Pull each line holding the word "styles" from the data.

┄┄┄┄┄┄┄┄┄┄

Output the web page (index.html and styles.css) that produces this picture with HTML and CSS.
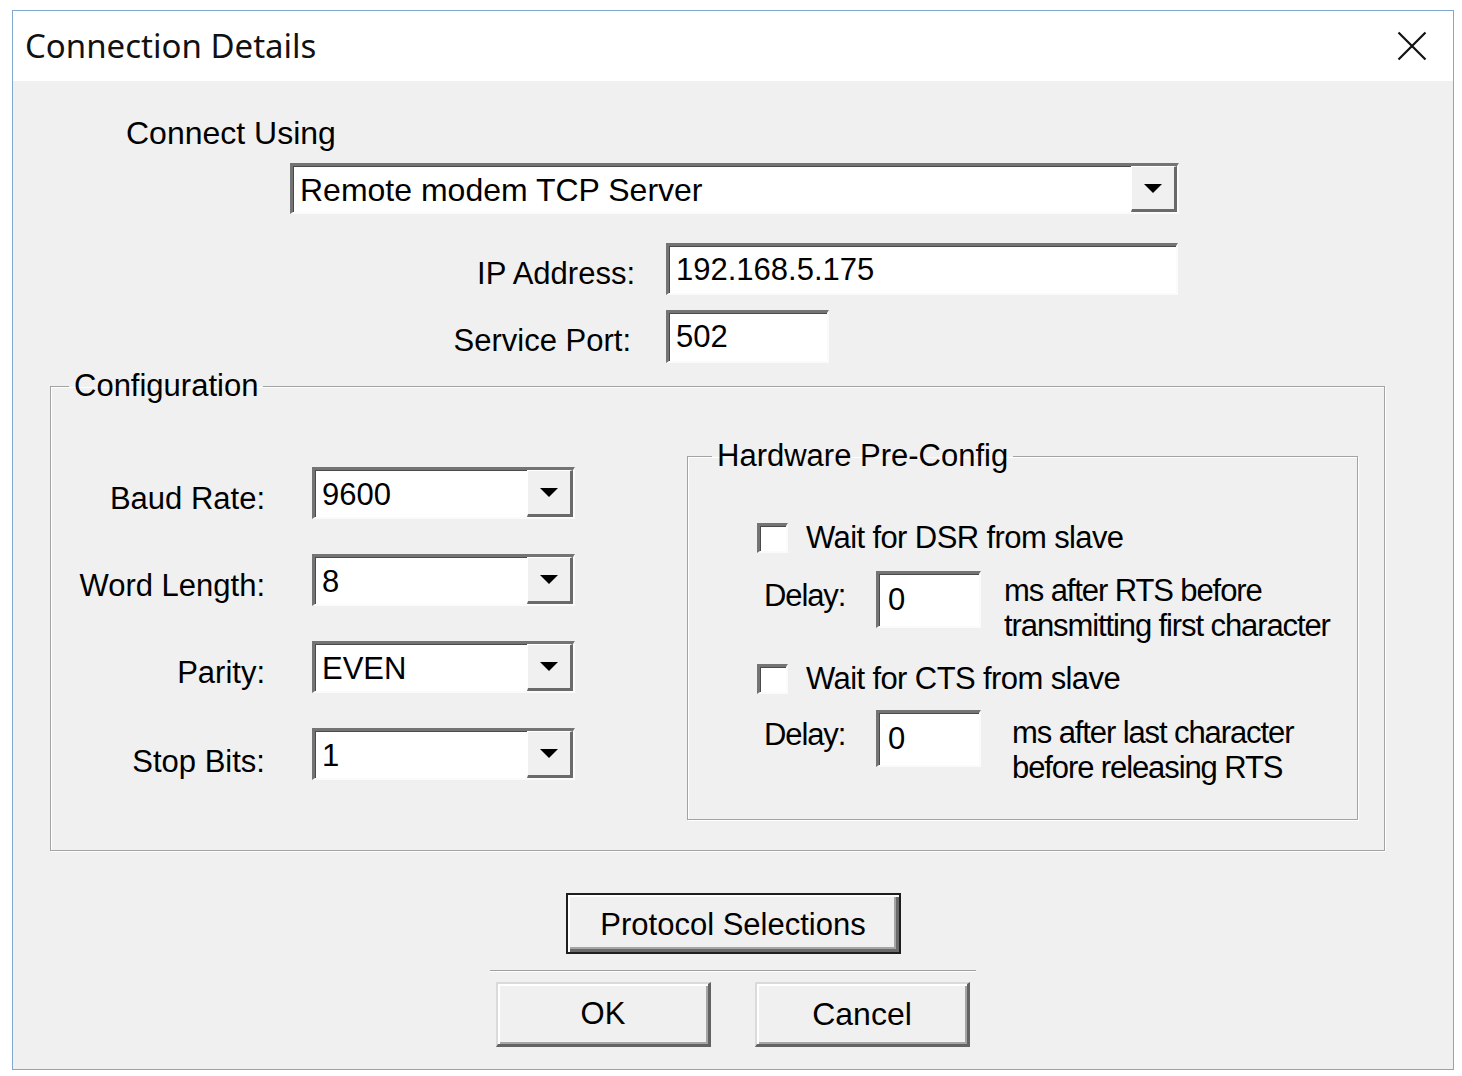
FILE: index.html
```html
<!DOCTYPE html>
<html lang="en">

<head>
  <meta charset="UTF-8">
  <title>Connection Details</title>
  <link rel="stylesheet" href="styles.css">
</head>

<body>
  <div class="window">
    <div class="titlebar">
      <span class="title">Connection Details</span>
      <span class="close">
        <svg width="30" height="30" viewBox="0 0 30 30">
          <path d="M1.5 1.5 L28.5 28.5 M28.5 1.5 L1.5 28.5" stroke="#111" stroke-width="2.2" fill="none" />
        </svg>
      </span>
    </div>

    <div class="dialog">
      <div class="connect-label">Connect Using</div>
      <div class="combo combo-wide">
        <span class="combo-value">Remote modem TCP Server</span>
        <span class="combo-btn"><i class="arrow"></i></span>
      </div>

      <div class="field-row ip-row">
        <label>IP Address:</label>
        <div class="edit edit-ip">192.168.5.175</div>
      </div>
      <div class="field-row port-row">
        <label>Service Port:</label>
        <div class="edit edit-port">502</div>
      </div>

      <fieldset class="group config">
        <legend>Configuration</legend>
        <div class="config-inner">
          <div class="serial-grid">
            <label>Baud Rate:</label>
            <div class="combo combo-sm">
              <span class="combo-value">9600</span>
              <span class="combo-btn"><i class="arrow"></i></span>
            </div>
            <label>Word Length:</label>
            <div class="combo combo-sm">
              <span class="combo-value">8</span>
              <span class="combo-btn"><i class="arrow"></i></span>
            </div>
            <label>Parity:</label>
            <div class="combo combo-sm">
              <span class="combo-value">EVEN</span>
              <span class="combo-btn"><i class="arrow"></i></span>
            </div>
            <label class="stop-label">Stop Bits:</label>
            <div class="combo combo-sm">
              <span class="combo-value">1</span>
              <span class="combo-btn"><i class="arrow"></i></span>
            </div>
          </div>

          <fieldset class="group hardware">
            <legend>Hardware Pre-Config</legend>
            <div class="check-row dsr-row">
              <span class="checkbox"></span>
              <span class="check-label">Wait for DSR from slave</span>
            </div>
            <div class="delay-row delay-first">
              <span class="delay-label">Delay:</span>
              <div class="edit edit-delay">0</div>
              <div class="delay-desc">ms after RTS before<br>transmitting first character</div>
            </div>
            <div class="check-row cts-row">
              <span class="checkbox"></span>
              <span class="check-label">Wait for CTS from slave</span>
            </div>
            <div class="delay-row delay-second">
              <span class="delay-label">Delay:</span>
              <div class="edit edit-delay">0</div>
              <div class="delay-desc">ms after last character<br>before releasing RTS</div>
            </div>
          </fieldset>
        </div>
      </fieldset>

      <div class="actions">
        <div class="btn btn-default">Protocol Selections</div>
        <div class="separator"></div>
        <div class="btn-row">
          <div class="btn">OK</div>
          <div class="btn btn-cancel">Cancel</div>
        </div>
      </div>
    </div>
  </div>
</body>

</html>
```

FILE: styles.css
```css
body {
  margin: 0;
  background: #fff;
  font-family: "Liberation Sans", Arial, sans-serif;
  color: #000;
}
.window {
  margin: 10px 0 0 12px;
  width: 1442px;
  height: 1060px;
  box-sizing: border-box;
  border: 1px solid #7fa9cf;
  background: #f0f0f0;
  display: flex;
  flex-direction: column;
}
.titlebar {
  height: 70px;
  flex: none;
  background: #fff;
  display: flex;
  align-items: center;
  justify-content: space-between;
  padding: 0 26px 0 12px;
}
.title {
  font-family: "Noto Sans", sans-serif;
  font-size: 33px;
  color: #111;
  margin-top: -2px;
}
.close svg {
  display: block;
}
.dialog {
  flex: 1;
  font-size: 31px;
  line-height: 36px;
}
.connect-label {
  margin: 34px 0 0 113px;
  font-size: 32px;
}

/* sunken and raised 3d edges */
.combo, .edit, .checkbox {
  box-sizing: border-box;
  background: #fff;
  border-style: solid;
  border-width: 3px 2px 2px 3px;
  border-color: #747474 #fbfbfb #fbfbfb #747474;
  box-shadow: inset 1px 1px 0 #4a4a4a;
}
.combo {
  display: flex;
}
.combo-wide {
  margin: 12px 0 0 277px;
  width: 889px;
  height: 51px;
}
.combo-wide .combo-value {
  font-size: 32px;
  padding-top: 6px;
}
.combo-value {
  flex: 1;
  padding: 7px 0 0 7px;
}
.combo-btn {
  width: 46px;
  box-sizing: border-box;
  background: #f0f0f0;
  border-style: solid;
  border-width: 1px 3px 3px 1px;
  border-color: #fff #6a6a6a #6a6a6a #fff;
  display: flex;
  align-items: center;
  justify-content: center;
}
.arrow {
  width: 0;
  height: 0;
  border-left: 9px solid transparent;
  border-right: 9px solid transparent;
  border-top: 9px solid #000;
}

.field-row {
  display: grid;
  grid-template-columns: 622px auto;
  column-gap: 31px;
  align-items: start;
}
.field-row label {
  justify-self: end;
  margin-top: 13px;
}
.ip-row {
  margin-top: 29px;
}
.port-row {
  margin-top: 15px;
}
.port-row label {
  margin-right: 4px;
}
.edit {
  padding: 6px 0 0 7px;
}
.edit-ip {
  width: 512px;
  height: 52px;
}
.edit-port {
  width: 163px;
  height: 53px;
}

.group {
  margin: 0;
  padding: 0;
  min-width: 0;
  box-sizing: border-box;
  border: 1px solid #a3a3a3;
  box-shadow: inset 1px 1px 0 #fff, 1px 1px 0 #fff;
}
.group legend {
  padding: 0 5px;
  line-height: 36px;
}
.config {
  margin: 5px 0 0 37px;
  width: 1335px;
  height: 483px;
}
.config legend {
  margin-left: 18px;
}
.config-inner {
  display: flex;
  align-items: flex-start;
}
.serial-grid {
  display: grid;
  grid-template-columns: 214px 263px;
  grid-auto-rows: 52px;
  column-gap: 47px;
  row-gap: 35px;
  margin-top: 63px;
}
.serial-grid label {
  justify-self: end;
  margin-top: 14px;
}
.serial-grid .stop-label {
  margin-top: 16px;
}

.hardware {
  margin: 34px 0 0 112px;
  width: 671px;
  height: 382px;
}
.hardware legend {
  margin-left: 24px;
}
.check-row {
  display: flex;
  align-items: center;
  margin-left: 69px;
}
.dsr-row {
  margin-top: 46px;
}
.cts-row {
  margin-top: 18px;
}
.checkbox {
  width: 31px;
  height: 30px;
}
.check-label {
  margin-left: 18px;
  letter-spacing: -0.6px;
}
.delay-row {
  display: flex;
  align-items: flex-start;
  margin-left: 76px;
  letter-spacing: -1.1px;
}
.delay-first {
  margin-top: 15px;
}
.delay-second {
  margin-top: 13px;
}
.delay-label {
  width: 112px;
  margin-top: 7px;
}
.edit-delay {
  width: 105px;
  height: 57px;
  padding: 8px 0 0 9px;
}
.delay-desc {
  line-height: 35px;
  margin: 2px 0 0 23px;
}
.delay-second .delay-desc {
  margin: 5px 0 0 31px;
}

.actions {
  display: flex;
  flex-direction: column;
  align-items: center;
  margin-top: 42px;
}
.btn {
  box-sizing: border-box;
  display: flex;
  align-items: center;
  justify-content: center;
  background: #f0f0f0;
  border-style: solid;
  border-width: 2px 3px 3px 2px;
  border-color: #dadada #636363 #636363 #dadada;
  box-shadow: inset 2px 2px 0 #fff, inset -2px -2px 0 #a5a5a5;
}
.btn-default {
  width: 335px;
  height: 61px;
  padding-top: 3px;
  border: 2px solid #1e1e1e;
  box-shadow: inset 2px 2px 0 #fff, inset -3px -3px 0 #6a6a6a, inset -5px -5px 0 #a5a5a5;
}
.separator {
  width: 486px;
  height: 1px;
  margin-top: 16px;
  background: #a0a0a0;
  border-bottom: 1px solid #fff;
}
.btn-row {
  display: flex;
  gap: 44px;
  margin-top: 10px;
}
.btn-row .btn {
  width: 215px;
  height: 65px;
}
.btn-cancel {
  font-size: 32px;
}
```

┄┄┄┄┄┄┄┄┄┄

_PROBLEM SOLUTION_:
Output the web page (index.html and styles.css) that produces this picture with HTML and CSS.
  <link rel="stylesheet" href="styles.css">
FILE: styles.css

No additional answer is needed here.